>> Start

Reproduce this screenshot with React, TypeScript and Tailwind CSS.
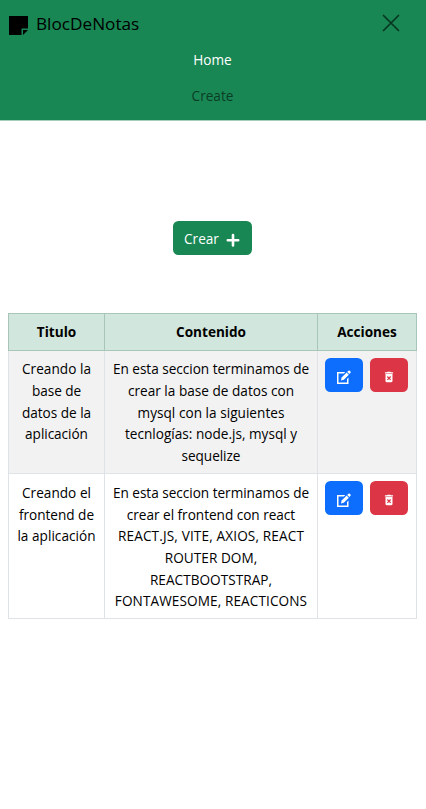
import React from "react";
import { MdDeleteForever } from "react-icons/md";

type Line = { text: string; track: string };
type Note = { title: Line[]; content: Line[] };

const notes: Note[] = [
  {
    title: [
      { text: "Creando la", track: "tracking-[0.05px]" },
      { text: "base de", track: "tracking-[-0.05px]" },
      { text: "datos de la", track: "tracking-[-0.02px]" },
      { text: "aplicación", track: "tracking-[-0.05px]" },
    ],
    content: [
      { text: "En esta seccion terminamos de", track: "tracking-[-0.02px]" },
      { text: "crear la base de datos con", track: "tracking-[0.01px]" },
      { text: "mysql con la siguientes", track: "tracking-[0.03px]" },
      { text: "tecnlogías: node.js, mysql y", track: "tracking-[0.01px]" },
      { text: "sequelize", track: "tracking-[-0.05px]" },
    ],
  },
  {
    title: [
      { text: "Creando el", track: "tracking-[0.03px]" },
      { text: "frontend de", track: "tracking-[-0.02px]" },
      { text: "la aplicación", track: "tracking-[0.03px]" },
    ],
    content: [
      { text: "En esta seccion terminamos de", track: "tracking-[-0.02px]" },
      { text: "crear el frontend con react", track: "tracking-[-0.02px]" },
      { text: "REACT.JS, VITE, AXIOS, REACT", track: "tracking-[0.14px]" },
      { text: "ROUTER DOM,", track: "tracking-[0.04px]" },
      { text: "REACTBOOTSTRAP,", track: "tracking-[0.04px]" },
      { text: "FONTAWESOME, REACTICONS", track: "tracking-[0.1px]" },
    ],
  },
];

function Lines({ lines }: { lines: Line[] }) {
  return (
    <div className="flex flex-col items-center whitespace-nowrap">
      {lines.map((l) => (
        <span key={l.text} className={l.track}>{l.text}</span>
      ))}
    </div>
  );
}

function NoteIcon() {
  return (
    <svg className="h-[19px] w-[19px]" viewBox="0 0 19 19" fill="#000">
      <path d="M0 0h19v12.500h-6.500V19H0z" />
      <path d="M14 19v-5h5z" />
    </svg>
  );
}

function PlusIcon() {
  return (
    <svg className="mt-[2px] h-[14px] w-[14px]" viewBox="0 0 14 14" fill="none" stroke="currentColor" strokeWidth="2.600" strokeLinecap="round">
      <path d="M7 2v10.500M1.800 7.200h10.400" />
    </svg>
  );
}

function EditIcon() {
  return (
    <svg className="mt-[4px] h-[14px] w-[14px]" viewBox="0 0 14 14" fill="currentColor">
      <path d="M8.300 2H0v12h11.500V7.500L10 9v3.500H1.500v-9h5.300z" />
      <path d="M4 10.500l.6-3L9.600 2.500l2.200 2.200-5 5z" />
      <path d="M10.200 1.900l1.200-1.200q.7-.6 1.400 0l.7.700q.6.700 0 1.400l-1.100 1.300z" />
    </svg>
  );
}

export default function App() {
  return (
    <div className="min-h-[809px] w-[426px] bg-white font-['Open_Sans','Noto_Sans',sans-serif] text-[13.6px] leading-[21.67px] text-black">
      <header className="h-[121px] border-b border-[#a3cfbb] bg-[#198754]">
        <div className="flex h-[46px] items-center justify-between pr-[26px] pl-[9px]">
          <a className="flex items-center gap-[8px]">
            <span className="mt-[4px]"><NoteIcon /></span>
            <span className="mt-[1px] text-[17.2px] leading-6">BlocDeNotas</span>
          </a>
          <svg className="h-[18px] w-[18px]" viewBox="0 0 18 18" stroke="#083520" strokeWidth="1.7" strokeLinecap="round">
            <path d="M1.500 1.500l15 15M16.500 1.500l-15 15" />
          </svg>
        </div>
        <nav className="flex flex-col items-center pr-[1px]">
          <a className="flex h-[28px] items-center text-white">Home</a>
          <a className="mt-[8px] flex h-[28px] items-center text-[#093d25]">Create</a>
        </nav>
      </header>
      <main>
        <div className="flex justify-center pt-[100px] pr-[2px]">
          <button className="flex h-[34px] w-[79px] items-center justify-center gap-[7px] rounded-[5.500px] bg-[#198754] pt-[2px] text-white">
            Crear
            <PlusIcon />
          </button>
        </div>
        <table className="mt-[58px] ml-[8px] w-[409px] table-fixed border-collapse text-center">
          <colgroup>
            <col className="w-[96px]" />
            <col className="w-[213px]" />
            <col />
          </colgroup>
          <thead>
            <tr className="h-[37px] bg-[#d1e7dd] font-bold">
              {["Titulo", "Contenido", "Acciones"].map((h) => (
                <th key={h} className="border border-[#a7c5b8] p-0">{h}</th>
              ))}
            </tr>
          </thead>
          <tbody>
            {notes.map((n, i) => (
              <tr key={i} className={i === 0 ? "h-[123px] bg-[#f2f2f2] align-top" : "h-[145px] align-top"}>
                <td className={i === 0 ? "border border-[#dfe2e6] p-0 pt-[7.400px]" : "border border-[#dfe2e6] p-0 pt-[8px]"}><Lines lines={n.title} /></td>
                <td className={i === 0 ? "border border-[#dfe2e6] p-0 pt-[7.400px]" : "border border-[#dfe2e6] p-0 pt-[8px]"}><Lines lines={n.content} /></td>
                <td className="border border-[#dfe2e6] p-0 pt-[7px]">
                  <div className="flex justify-center gap-[7px] pr-[0.500px]">
                    <button className="flex h-[34px] w-[38px] items-center justify-center rounded-[5.500px] bg-[#0d6efd] text-white">
                      <EditIcon />
                    </button>
                    <button className="flex h-[34px] w-[38px] items-center justify-center rounded-[5.500px] bg-[#dc3545] text-white">
                      <MdDeleteForever className="mt-[4px] h-[14px] w-[14px]" />
                    </button>
                  </div>
                </td>
              </tr>
            ))}
          </tbody>
        </table>
      </main>
    </div>
  );
}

>> End

To do: Quote the full listing above word for word; exclude every picture from the copy.

Solution for this task:
Reproduce this screenshot with React, TypeScript and Tailwind CSS.
import React from "react";
import { MdDeleteForever } from "react-icons/md";

type Line = { text: string; track: string };
type Note = { title: Line[]; content: Line[] };

const notes: Note[] = [
  {
    title: [
      { text: "Creando la", track: "tracking-[0.05px]" },
      { text: "base de", track: "tracking-[-0.05px]" },
      { text: "datos de la", track: "tracking-[-0.02px]" },
      { text: "aplicación", track: "tracking-[-0.05px]" },
    ],
    content: [
      { text: "En esta seccion terminamos de", track: "tracking-[-0.02px]" },
      { text: "crear la base de datos con", track: "tracking-[0.01px]" },
      { text: "mysql con la siguientes", track: "tracking-[0.03px]" },
      { text: "tecnlogías: node.js, mysql y", track: "tracking-[0.01px]" },
      { text: "sequelize", track: "tracking-[-0.05px]" },
    ],
  },
  {
    title: [
      { text: "Creando el", track: "tracking-[0.03px]" },
      { text: "frontend de", track: "tracking-[-0.02px]" },
      { text: "la aplicación", track: "tracking-[0.03px]" },
    ],
    content: [
      { text: "En esta seccion terminamos de", track: "tracking-[-0.02px]" },
      { text: "crear el frontend con react", track: "tracking-[-0.02px]" },
      { text: "REACT.JS, VITE, AXIOS, REACT", track: "tracking-[0.14px]" },
      { text: "ROUTER DOM,", track: "tracking-[0.04px]" },
      { text: "REACTBOOTSTRAP,", track: "tracking-[0.04px]" },
      { text: "FONTAWESOME, REACTICONS", track: "tracking-[0.1px]" },
    ],
  },
];

function Lines({ lines }: { lines: Line[] }) {
  return (
    <div className="flex flex-col items-center whitespace-nowrap">
      {lines.map((l) => (
        <span key={l.text} className={l.track}>{l.text}</span>
      ))}
    </div>
  );
}

function NoteIcon() {
  return (
    <svg className="h-[19px] w-[19px]" viewBox="0 0 19 19" fill="#000">
      <path d="M0 0h19v12.500h-6.500V19H0z" />
      <path d="M14 19v-5h5z" />
    </svg>
  );
}

function PlusIcon() {
  return (
    <svg className="mt-[2px] h-[14px] w-[14px]" viewBox="0 0 14 14" fill="none" stroke="currentColor" strokeWidth="2.600" strokeLinecap="round">
      <path d="M7 2v10.500M1.800 7.200h10.400" />
    </svg>
  );
}

function EditIcon() {
  return (
    <svg className="mt-[4px] h-[14px] w-[14px]" viewBox="0 0 14 14" fill="currentColor">
      <path d="M8.300 2H0v12h11.500V7.500L10 9v3.500H1.500v-9h5.300z" />
      <path d="M4 10.500l.6-3L9.600 2.500l2.200 2.200-5 5z" />
      <path d="M10.200 1.900l1.200-1.200q.7-.6 1.400 0l.7.700q.6.700 0 1.400l-1.100 1.300z" />
    </svg>
  );
}

export default function App() {
  return (
    <div className="min-h-[809px] w-[426px] bg-white font-['Open_Sans','Noto_Sans',sans-serif] text-[13.6px] leading-[21.67px] text-black">
      <header className="h-[121px] border-b border-[#a3cfbb] bg-[#198754]">
        <div className="flex h-[46px] items-center justify-between pr-[26px] pl-[9px]">
          <a className="flex items-center gap-[8px]">
            <span className="mt-[4px]"><NoteIcon /></span>
            <span className="mt-[1px] text-[17.2px] leading-6">BlocDeNotas</span>
          </a>
          <svg className="h-[18px] w-[18px]" viewBox="0 0 18 18" stroke="#083520" strokeWidth="1.7" strokeLinecap="round">
            <path d="M1.500 1.500l15 15M16.500 1.500l-15 15" />
          </svg>
        </div>
        <nav className="flex flex-col items-center pr-[1px]">
          <a className="flex h-[28px] items-center text-white">Home</a>
          <a className="mt-[8px] flex h-[28px] items-center text-[#093d25]">Create</a>
        </nav>
      </header>
      <main>
        <div className="flex justify-center pt-[100px] pr-[2px]">
          <button className="flex h-[34px] w-[79px] items-center justify-center gap-[7px] rounded-[5.500px] bg-[#198754] pt-[2px] text-white">
            Crear
            <PlusIcon />
          </button>
        </div>
        <table className="mt-[58px] ml-[8px] w-[409px] table-fixed border-collapse text-center">
          <colgroup>
            <col className="w-[96px]" />
            <col className="w-[213px]" />
            <col />
          </colgroup>
          <thead>
            <tr className="h-[37px] bg-[#d1e7dd] font-bold">
              {["Titulo", "Contenido", "Acciones"].map((h) => (
                <th key={h} className="border border-[#a7c5b8] p-0">{h}</th>
              ))}
            </tr>
          </thead>
          <tbody>
            {notes.map((n, i) => (
              <tr key={i} className={i === 0 ? "h-[123px] bg-[#f2f2f2] align-top" : "h-[145px] align-top"}>
                <td className={i === 0 ? "border border-[#dfe2e6] p-0 pt-[7.400px]" : "border border-[#dfe2e6] p-0 pt-[8px]"}><Lines lines={n.title} /></td>
                <td className={i === 0 ? "border border-[#dfe2e6] p-0 pt-[7.400px]" : "border border-[#dfe2e6] p-0 pt-[8px]"}><Lines lines={n.content} /></td>
                <td className="border border-[#dfe2e6] p-0 pt-[7px]">
                  <div className="flex justify-center gap-[7px] pr-[0.500px]">
                    <button className="flex h-[34px] w-[38px] items-center justify-center rounded-[5.500px] bg-[#0d6efd] text-white">
                      <EditIcon />
                    </button>
                    <button className="flex h-[34px] w-[38px] items-center justify-center rounded-[5.500px] bg-[#dc3545] text-white">
                      <MdDeleteForever className="mt-[4px] h-[14px] w-[14px]" />
                    </button>
                  </div>
                </td>
              </tr>
            ))}
          </tbody>
        </table>
      </main>
    </div>
  );
}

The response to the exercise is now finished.